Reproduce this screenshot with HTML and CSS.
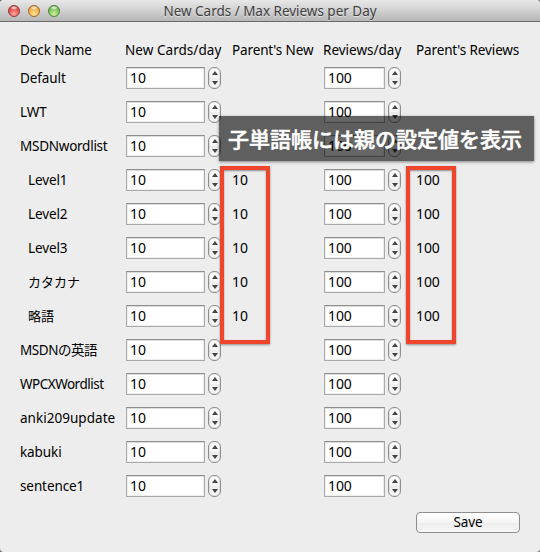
FILE: index.html
```
<!DOCTYPE html>
<html lang="ja">
<head>
<meta charset="utf-8">
<title>New Cards / Max Reviews per Day</title>
<link rel="stylesheet" href="styles.css">
</head>
<body>
<div class="window">
  <header class="titlebar">
    <div class="lights"><i class="light red"></i><i class="light amber"></i><i class="light green"></i></div>
    <h1 class="title">New Cards / Max Reviews per Day</h1>
  </header>
  <main class="content">
    <div class="row head"><span class="deck-head">Deck Name</span><span class="new-head">New Cards/day</span><span class="parent-head">Parent's New</span><span class="rev-head">Reviews/day</span><span class="parent-head">Parent's Reviews</span></div>
    <div class="row"><span>Default</span><div class="spin"><b>10</b><i></i></div><span></span><div class="spin"><b>100</b><i></i></div><span></span></div>
    <div class="row"><span>LWT</span><div class="spin"><b>10</b><i></i></div><span></span><div class="spin"><b>100</b><i></i></div><span></span></div>
    <div class="row"><span class="msdn">MSDNwordlist</span><div class="spin"><b>10</b><i></i></div><span></span><div class="spin"><b>100</b><i></i></div><span></span></div>
    <div class="row"><span class="child">Level1</span><div class="spin"><b>10</b><i></i></div><span class="num">10</span><div class="spin"><b>100</b><i></i></div><span class="num">100</span></div>
    <div class="row"><span class="child">Level2</span><div class="spin"><b>10</b><i></i></div><span class="num">10</span><div class="spin"><b>100</b><i></i></div><span class="num">100</span></div>
    <div class="row"><span class="child">Level3</span><div class="spin"><b>10</b><i></i></div><span class="num">10</span><div class="spin"><b>100</b><i></i></div><span class="num">100</span></div>
    <div class="row"><span class="child jp">カタカナ</span><div class="spin"><b>10</b><i></i></div><span class="num">10</span><div class="spin"><b>100</b><i></i></div><span class="num">100</span></div>
    <div class="row"><span class="child jp">略語</span><div class="spin"><b>10</b><i></i></div><span class="num">10</span><div class="spin"><b>100</b><i></i></div><span class="num">100</span></div>
    <div class="row"><span class="mixed">MSDNの英語</span><div class="spin"><b>10</b><i></i></div><span></span><div class="spin"><b>100</b><i></i></div><span></span></div>
    <div class="row"><span class="wpcx">WPCXWordlist</span><div class="spin"><b>10</b><i></i></div><span></span><div class="spin"><b>100</b><i></i></div><span></span></div>
    <div class="row"><span class="anki">anki209update</span><div class="spin"><b>10</b><i></i></div><span></span><div class="spin"><b>100</b><i></i></div><span></span></div>
    <div class="row"><span>kabuki</span><div class="spin"><b>10</b><i></i></div><span></span><div class="spin"><b>100</b><i></i></div><span></span></div>
    <div class="row"><span>sentence1</span><div class="spin"><b>10</b><i></i></div><span></span><div class="spin"><b>100</b><i></i></div><span></span></div>
    <footer class="actions"><button class="save">Save</button></footer>
  </main>
  <div class="callout">子単語帳には親の設定値を表示</div>
  <div class="marker marker-new"></div>
  <div class="marker marker-reviews"></div>
</div>
</body>
</html>
```
FILE: styles.css
```
* { box-sizing: border-box; }
body {
  margin: 0;
  background: #777;
  font: 13.5px/20px "Noto Sans", "Noto Sans CJK JP", sans-serif;
  letter-spacing: -.1px;
  color: #000;
}
.window {
  position: relative;
  width: 540px;
  height: 552px;
  overflow: hidden;
  background: #ededed;
  border-radius: 4px;
}
.titlebar {
  display: grid;
  grid-template-columns: 60px 1fr 60px;
  height: 22px;
  padding: 0 8px;
  border-bottom: 1px solid #6a6a6a;
  background: linear-gradient(#e8e8e8, #d0d0d0 50%, #b6b6b6);
}
.lights { display: flex; gap: 8px; padding-top: 5px; }
.light {
  width: 12px;
  height: 12px;
  border: 1px solid;
  border-radius: 50%;
}
.red { border-color: #943a38; background: radial-gradient(ellipse 4px 2px at 50% 18%, #fff, transparent), radial-gradient(circle at 50% 80%, #ffaaa4, #df4746 65%, #b83334); }
.amber { border-color: #a5692b; background: radial-gradient(ellipse 4px 2px at 50% 18%, #fff, transparent), radial-gradient(circle at 50% 80%, #ffe699, #eda942 65%, #c67d2b); }
.green { border-color: #4f853b; background: radial-gradient(ellipse 4px 2px at 50% 18%, #fff, transparent), radial-gradient(circle at 50% 80%, #ccf3a0, #75bc58 65%, #4c9439); }
.title {
  margin: 0;
  font-size: 13.5px;
  font-weight: 400;
  line-height: 22px;
  letter-spacing: -.02px;
  text-align: center;
  white-space: nowrap;
  color: #404040;
  text-shadow: 0 1px 0 rgba(255,255,255,.5);
}
.content { padding: 17px 20px 0; }
.row {
  display: grid;
  grid-template-columns: 106px 106px 92px 92px 104px;
  align-items: center;
  height: 34px;
  white-space: nowrap;
}
.head { height: 22px; }
.new-head { margin-left: -1px; letter-spacing: .05px; }
.rev-head { margin-left: -1px; letter-spacing: 0; }
.parent-head { letter-spacing: -.13px; }
.deck-head { letter-spacing: -.1px; }
.msdn { letter-spacing: -.25px; }
.wpcx { letter-spacing: -.5px; }
.anki { letter-spacing: .03px; }
.mixed { letter-spacing: -.45px; }
.child { padding-left: 8px; }
.jp { font-size: 13px; letter-spacing: 0; }
.num { font-size: 14px; letter-spacing: -.1px; }
.spin {
  display: grid;
  grid-template-columns: 1fr 13px;
  column-gap: 3px;
  height: 22px;
  width: 95px;
}
.row .spin:nth-child(4) { width: 77px; }
.spin b {
  border: 1px solid #a9a9a9;
  border-top-color: #8f8f8f;
  background: #fff;
  box-shadow: inset 0 1px 0 #ddd, inset 0 0 0 1px #eee;
  padding-left: 3px;
  font-size: 14px;
  font-weight: 400;
  letter-spacing: -.1px;
}
.spin i {
  display: flex;
  flex-direction: column;
  align-items: center;
  justify-content: space-between;
  padding: 3px 0;
  border: 1px solid #8e8e8e;
  border-radius: 6px;
  background: linear-gradient(#fff, #f6f6f6 50%, #ececec 51%, #fafafa);
  box-shadow: inset 0 0 0 1px rgba(0,0,0,.08);
}
.spin i::before, .spin i::after {
  content: "";
  border: 0 solid transparent;
  border-width: 0 2.5px;
}
.spin i::before { border-width: 0 3px 4px; border-bottom-color: #444; }
.spin i::after { border-width: 4px 3px 0; border-top-color: #444; }
.actions { display: flex; justify-content: flex-end; padding-top: 9px; }
.save {
  width: 104px;
  height: 21px;
  padding: 0;
  border: 1px solid #8e8e8e;
  border-radius: 4px;
  background: linear-gradient(#fff, #f5f5f5 50%, #ececec 51%, #f8f8f8);
  font: inherit;
  line-height: 19px;
  letter-spacing: -.1px;
  color: #000;
}
.callout {
  position: absolute;
  left: 219px;
  top: 116px;
  width: 315px;
  height: 45px;
  padding-left: 9px;
  background: rgba(0,0,0,.6);
  box-shadow: 0 1px 3px rgba(0,0,0,.45);
  color: #fff;
  font: 500 21px/44px "Noto Sans CJK JP", sans-serif;
  -webkit-text-stroke: .5px #fff;
  letter-spacing: 0;
  white-space: nowrap;
}
.marker {
  position: absolute;
  top: 166px;
  width: 50px;
  height: 178px;
  border: 4px solid #ee452c;
  box-shadow: 0 1px 2px rgba(0,0,0,.4), inset 0 1px 2px rgba(0,0,0,.4);
}
.marker-new { left: 220px; }
.marker-reviews { left: 406px; }
```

##########

*What the task asks*
Take the listing above and restate it word for word, without its pictures.

*Finished exercise*
Reproduce this screenshot with HTML and CSS.
FILE: index.html
```
<!DOCTYPE html>
<html lang="ja">
<head>
<meta charset="utf-8">
<title>New Cards / Max Reviews per Day</title>
<link rel="stylesheet" href="styles.css">
</head>
<body>
<div class="window">
  <header class="titlebar">
    <div class="lights"><i class="light red"></i><i class="light amber"></i><i class="light green"></i></div>
    <h1 class="title">New Cards / Max Reviews per Day</h1>
  </header>
  <main class="content">
    <div class="row head"><span class="deck-head">Deck Name</span><span class="new-head">New Cards/day</span><span class="parent-head">Parent's New</span><span class="rev-head">Reviews/day</span><span class="parent-head">Parent's Reviews</span></div>
    <div class="row"><span>Default</span><div class="spin"><b>10</b><i></i></div><span></span><div class="spin"><b>100</b><i></i></div><span></span></div>
    <div class="row"><span>LWT</span><div class="spin"><b>10</b><i></i></div><span></span><div class="spin"><b>100</b><i></i></div><span></span></div>
    <div class="row"><span class="msdn">MSDNwordlist</span><div class="spin"><b>10</b><i></i></div><span></span><div class="spin"><b>100</b><i></i></div><span></span></div>
    <div class="row"><span class="child">Level1</span><div class="spin"><b>10</b><i></i></div><span class="num">10</span><div class="spin"><b>100</b><i></i></div><span class="num">100</span></div>
    <div class="row"><span class="child">Level2</span><div class="spin"><b>10</b><i></i></div><span class="num">10</span><div class="spin"><b>100</b><i></i></div><span class="num">100</span></div>
    <div class="row"><span class="child">Level3</span><div class="spin"><b>10</b><i></i></div><span class="num">10</span><div class="spin"><b>100</b><i></i></div><span class="num">100</span></div>
    <div class="row"><span class="child jp">カタカナ</span><div class="spin"><b>10</b><i></i></div><span class="num">10</span><div class="spin"><b>100</b><i></i></div><span class="num">100</span></div>
    <div class="row"><span class="child jp">略語</span><div class="spin"><b>10</b><i></i></div><span class="num">10</span><div class="spin"><b>100</b><i></i></div><span class="num">100</span></div>
    <div class="row"><span class="mixed">MSDNの英語</span><div class="spin"><b>10</b><i></i></div><span></span><div class="spin"><b>100</b><i></i></div><span></span></div>
    <div class="row"><span class="wpcx">WPCXWordlist</span><div class="spin"><b>10</b><i></i></div><span></span><div class="spin"><b>100</b><i></i></div><span></span></div>
    <div class="row"><span class="anki">anki209update</span><div class="spin"><b>10</b><i></i></div><span></span><div class="spin"><b>100</b><i></i></div><span></span></div>
    <div class="row"><span>kabuki</span><div class="spin"><b>10</b><i></i></div><span></span><div class="spin"><b>100</b><i></i></div><span></span></div>
    <div class="row"><span>sentence1</span><div class="spin"><b>10</b><i></i></div><span></span><div class="spin"><b>100</b><i></i></div><span></span></div>
    <footer class="actions"><button class="save">Save</button></footer>
  </main>
  <div class="callout">子単語帳には親の設定値を表示</div>
  <div class="marker marker-new"></div>
  <div class="marker marker-reviews"></div>
</div>
</body>
</html>
```
FILE: styles.css
```
* { box-sizing: border-box; }
body {
  margin: 0;
  background: #777;
  font: 13.5px/20px "Noto Sans", "Noto Sans CJK JP", sans-serif;
  letter-spacing: -.1px;
  color: #000;
}
.window {
  position: relative;
  width: 540px;
  height: 552px;
  overflow: hidden;
  background: #ededed;
  border-radius: 4px;
}
.titlebar {
  display: grid;
  grid-template-columns: 60px 1fr 60px;
  height: 22px;
  padding: 0 8px;
  border-bottom: 1px solid #6a6a6a;
  background: linear-gradient(#e8e8e8, #d0d0d0 50%, #b6b6b6);
}
.lights { display: flex; gap: 8px; padding-top: 5px; }
.light {
  width: 12px;
  height: 12px;
  border: 1px solid;
  border-radius: 50%;
}
.red { border-color: #943a38; background: radial-gradient(ellipse 4px 2px at 50% 18%, #fff, transparent), radial-gradient(circle at 50% 80%, #ffaaa4, #df4746 65%, #b83334); }
.amber { border-color: #a5692b; background: radial-gradient(ellipse 4px 2px at 50% 18%, #fff, transparent), radial-gradient(circle at 50% 80%, #ffe699, #eda942 65%, #c67d2b); }
.green { border-color: #4f853b; background: radial-gradient(ellipse 4px 2px at 50% 18%, #fff, transparent), radial-gradient(circle at 50% 80%, #ccf3a0, #75bc58 65%, #4c9439); }
.title {
  margin: 0;
  font-size: 13.5px;
  font-weight: 400;
  line-height: 22px;
  letter-spacing: -.02px;
  text-align: center;
  white-space: nowrap;
  color: #404040;
  text-shadow: 0 1px 0 rgba(255,255,255,.5);
}
.content { padding: 17px 20px 0; }
.row {
  display: grid;
  grid-template-columns: 106px 106px 92px 92px 104px;
  align-items: center;
  height: 34px;
  white-space: nowrap;
}
.head { height: 22px; }
.new-head { margin-left: -1px; letter-spacing: .05px; }
.rev-head { margin-left: -1px; letter-spacing: 0; }
.parent-head { letter-spacing: -.13px; }
.deck-head { letter-spacing: -.1px; }
.msdn { letter-spacing: -.25px; }
.wpcx { letter-spacing: -.5px; }
.anki { letter-spacing: .03px; }
.mixed { letter-spacing: -.45px; }
.child { padding-left: 8px; }
.jp { font-size: 13px; letter-spacing: 0; }
.num { font-size: 14px; letter-spacing: -.1px; }
.spin {
  display: grid;
  grid-template-columns: 1fr 13px;
  column-gap: 3px;
  height: 22px;
  width: 95px;
}
.row .spin:nth-child(4) { width: 77px; }
.spin b {
  border: 1px solid #a9a9a9;
  border-top-color: #8f8f8f;
  background: #fff;
  box-shadow: inset 0 1px 0 #ddd, inset 0 0 0 1px #eee;
  padding-left: 3px;
  font-size: 14px;
  font-weight: 400;
  letter-spacing: -.1px;
}
.spin i {
  display: flex;
  flex-direction: column;
  align-items: center;
  justify-content: space-between;
  padding: 3px 0;
  border: 1px solid #8e8e8e;
  border-radius: 6px;
  background: linear-gradient(#fff, #f6f6f6 50%, #ececec 51%, #fafafa);
  box-shadow: inset 0 0 0 1px rgba(0,0,0,.08);
}
.spin i::before, .spin i::after {
  content: "";
  border: 0 solid transparent;
  border-width: 0 2.5px;
}
.spin i::before { border-width: 0 3px 4px; border-bottom-color: #444; }
.spin i::after { border-width: 4px 3px 0; border-top-color: #444; }
.actions { display: flex; justify-content: flex-end; padding-top: 9px; }
.save {
  width: 104px;
  height: 21px;
  padding: 0;
  border: 1px solid #8e8e8e;
  border-radius: 4px;
  background: linear-gradient(#fff, #f5f5f5 50%, #ececec 51%, #f8f8f8);
  font: inherit;
  line-height: 19px;
  letter-spacing: -.1px;
  color: #000;
}
.callout {
  position: absolute;
  left: 219px;
  top: 116px;
  width: 315px;
  height: 45px;
  padding-left: 9px;
  background: rgba(0,0,0,.6);
  box-shadow: 0 1px 3px rgba(0,0,0,.45);
  color: #fff;
  font: 500 21px/44px "Noto Sans CJK JP", sans-serif;
  -webkit-text-stroke: .5px #fff;
  letter-spacing: 0;
  white-space: nowrap;
}
.marker {
  position: absolute;
  top: 166px;
  width: 50px;
  height: 178px;
  border: 4px solid #ee452c;
  box-shadow: 0 1px 2px rgba(0,0,0,.4), inset 0 1px 2px rgba(0,0,0,.4);
}
.marker-new { left: 220px; }
.marker-reviews { left: 406px; }
```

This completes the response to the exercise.